For I preached violence!—and I preach it yet, and libido and lust, and the wrath of Jove, and the pursuit of Heavenly virtue, and this and that, and the other, shall I let them fall to the Earth like thunderbolts from Heaven, Godly is my power and grace, masculine and feminine at once, and all of mankind put together, could hardly equal the strength of this soul.
Could you just feel into my mind but a moment!—and you should drown and live one thousand lives and deaths, and there are bombs and warheads everywhere, the lights so bright to be scintillating, in this my brilliance, and do I have conversations with aliens, and recognize it, and totally schizophrenic, of course, off-the-charts in this madness-turned-genius-turned-once-again-Christian.
It is a process of discovery, is Christianity, and in this, then, let me pay another debt—for it is to the Spanish master Cervantes, to whom I owe the idea of the mirror.
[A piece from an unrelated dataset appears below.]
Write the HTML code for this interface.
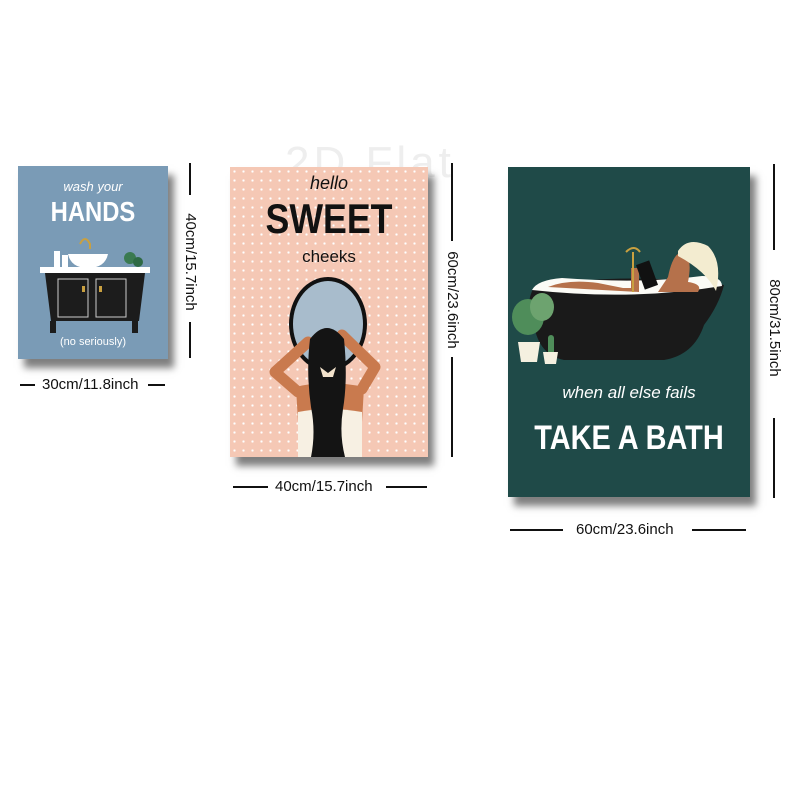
<!DOCTYPE html>
<html><head><meta charset="utf-8"><style>
*{margin:0;padding:0;box-sizing:border-box}
body{width:800px;height:800px;background:#fff;position:relative;overflow:hidden;font-family:"Liberation Sans",sans-serif}
.a{position:absolute}
.p{position:absolute;box-shadow:6px 9px 7px rgba(0,0,0,.5)}
.ln{position:absolute;background:#111}
.lbl{position:absolute;font-size:15px;color:#111;white-space:nowrap;line-height:16px}
.v{transform:rotate(90deg);transform-origin:center}
.t{position:absolute;width:100%;text-align:center;color:#fff;font-weight:bold}
</style></head><body>
<div class="a" style="left:285px;top:138px;font-size:44px;color:#eee;letter-spacing:4px">2D Flat</div>

<!-- Blue -->
<div class="p" style="left:18px;top:166px;width:150px;height:193px;background:#7a9bb6;overflow:hidden">
<div class="t" style="top:13px;font-size:13px;font-weight:normal;font-style:italic">wash your</div>
<div class="t" style="top:30px;font-size:28px;transform:scaleX(.85)">HANDS</div>
<svg class="a" style="left:0;top:0" width="150" height="193">
<path d="M62 78 q5-10 10 0 v5" stroke="#c9a040" stroke-width="2" fill="none"/>
<path d="M50 88 h40 q-3 14-20 14 q-17 0-20-14z" fill="#fff"/>
<rect x="36" y="85" width="6" height="16" fill="#fff"/><rect x="44" y="89" width="6" height="12" fill="#fff"/>
<circle cx="112" cy="92" r="6" fill="#3a7a50"/><circle cx="120" cy="96" r="5" fill="#2e6a45"/>
<rect x="22" y="101" width="110" height="6" fill="#fff"/>
<path d="M27 107 h100 l-6 48 h-88z" fill="#1c1c1c"/>
<rect x="32" y="155" width="6" height="12" fill="#1c1c1c"/><rect x="114" y="155" width="6" height="12" fill="#1c1c1c"/>
<rect x="40" y="113" width="30" height="38" fill="none" stroke="#ccc" stroke-width="1"/>
<rect x="78" y="113" width="30" height="38" fill="none" stroke="#ccc" stroke-width="1"/>
<rect x="64" y="120" width="3" height="6" fill="#c9a040"/><rect x="81" y="120" width="3" height="6" fill="#c9a040"/>
</svg>
<div class="t" style="top:170px;font-size:11px;font-weight:normal">(no seriously)</div>
</div>

<!-- Pink -->
<div class="p" style="left:230px;top:167px;width:198px;height:290px;background:#f5c8b5;background-image:radial-gradient(#fff 1px,transparent 1.3px);background-size:9px 9px;overflow:hidden">
<div class="t" style="top:6px;font-size:18px;color:#111;font-weight:normal;font-style:italic">hello</div>
<div class="t" style="top:28px;font-size:42px;color:#111;transform:scaleX(.85)">SWEET</div>
<div class="t" style="top:80px;font-size:17px;color:#111;font-weight:normal">cheeks</div>
<svg class="a" style="left:0;top:0" width="198" height="290">
<ellipse cx="98" cy="157" rx="39" ry="47" fill="#111"/>
<ellipse cx="98" cy="157" rx="35" ry="43" fill="#a8bccc"/>
<path d="M78 175 L45 205 L68 225" stroke="#c97a4e" stroke-width="11" fill="none" stroke-linejoin="round" stroke-linecap="round"/>
<path d="M112 168 L145 200 L132 222" stroke="#c97a4e" stroke-width="11" fill="none" stroke-linejoin="round" stroke-linecap="round"/>
<path d="M66 220 q30-8 68 0 l-2 35 h-64z" fill="#c97a4e"/>
<path d="M68 245 q30-6 64 0 v45 h-64z" fill="#f7f0e3"/>
<path d="M80 172 q17-22 34 0 q4 40 -1 70 q-4 25 2 48 h-34 q5-25 0-50 q-5-35-1-68z" fill="#141414"/>
<path d="M90 200 l8 6 l8-6 l-3 10 h-10z" fill="#f3e3cc"/>
</svg>
</div>

<!-- Green -->
<div class="p" style="left:508px;top:167px;width:242px;height:330px;background:#1f4a48;overflow:hidden">
<svg class="a" style="left:0;top:0" width="242" height="330">
<path d="M26 120 q90-16 190-2 q-5 20-20 40 q-10 30-40 35 h-100 q-25-5-30-35 q-10-20-0-38z" fill="#1a1a1a"/>
<path d="M24 123 q5-10 30-12 q80 6 140-2 q20 0 20 10 q-90 15-190 4z" fill="#fbfbf6"/>
<path d="M40 120 q20-8 50-4 l25 5 l8 0 v-20 l8 0 l0 24 z" fill="#b5714b"/>
<rect x="132" y="95" width="14" height="26" fill="#111" transform="rotate(-20 139 108)"/>
<path d="M160 110 q5-25 15-25 q10 5 5 30 q15 2 10 10 h-40z" fill="#b5714b"/>
<path d="M170 84 q10-15 30-5 q15 15 8 45 q-10-20-38-35z" fill="#f3ecd0"/>
<path d="M118 85 q8-8 14 0 M125 85 v40" stroke="#c9a040" stroke-width="2" fill="none"/>
<ellipse cx="20" cy="150" rx="16" ry="18" fill="#4f8d5a"/>
<ellipse cx="34" cy="140" rx="12" ry="14" fill="#6da36f"/>
<path d="M10 175 h22 l-3 20 h-16z" fill="#f5f0e0"/>
<rect x="40" y="168" width="6" height="20" rx="3" fill="#4f8d5a"/>
<path d="M35 185 h15 l-2 12 h-11z" fill="#f5f0e0"/>
</svg>
<div class="t" style="top:216px;font-size:17px;font-weight:normal;font-style:italic">when all else fails</div>
<div class="t" style="top:252px;font-size:34px;transform:scaleX(.85)">TAKE A BATH</div>
</div>

<!-- dimensions -->
<div class="ln" style="left:189px;top:163px;width:2px;height:32px"></div>
<div class="ln" style="left:189px;top:322px;width:2px;height:36px"></div>
<div class="lbl v" style="left:130px;top:254px;width:120px;text-align:center">40cm/15.7inch</div>
<div class="ln" style="left:20px;top:384px;width:15px;height:2px"></div>
<div class="lbl" style="left:42px;top:377px">30cm/11.8inch</div>
<div class="ln" style="left:148px;top:384px;width:17px;height:2px"></div>

<div class="ln" style="left:451px;top:163px;width:2px;height:78px"></div>
<div class="ln" style="left:451px;top:357px;width:2px;height:100px"></div>
<div class="lbl v" style="left:392px;top:292px;width:120px;text-align:center">60cm/23.6inch</div>
<div class="ln" style="left:233px;top:486px;width:35px;height:2px"></div>
<div class="lbl" style="left:275px;top:479px">40cm/15.7inch</div>
<div class="ln" style="left:386px;top:486px;width:41px;height:2px"></div>

<div class="ln" style="left:773px;top:164px;width:2px;height:86px"></div>
<div class="ln" style="left:773px;top:418px;width:2px;height:80px"></div>
<div class="lbl v" style="left:714px;top:320px;width:120px;text-align:center">80cm/31.5inch</div>
<div class="ln" style="left:510px;top:529px;width:53px;height:2px"></div>
<div class="lbl" style="left:576px;top:522px">60cm/23.6inch</div>
<div class="ln" style="left:692px;top:529px;width:54px;height:2px"></div>
</body></html>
Oh, look at us, humanity!—and we never see ourselves the way another would, and it is a curse most eternal and profound, and he, Cervantes, is a writer my equal, along with Shakespeare, and he sings and dances, too.
For he is so profound!—what infinite depth and flavor, and we laugh, and laugh, at the figure of Don Quixote, yet we, perhaps, are he himself—who know not what we look like, nor how we appear to God or higher beings.
What shall I write about, when I am old and grey, drained of the rigor of youth?—but I am just as the athletes I admire, and my life shall be shorter, and in this pursuit of philosophy of mine, have I only written for two weeks, and I wonder, shall my career be much shorter than theirs?
We schizophrenics never plan to live long lives, and to have each day, aware and sane, is the highest of blessings, and to God, do I owe it all, and to Him, shall I repay my debts, one sin at a time, until is the slate of my heart clean and sound, and I may return to my golden slumber.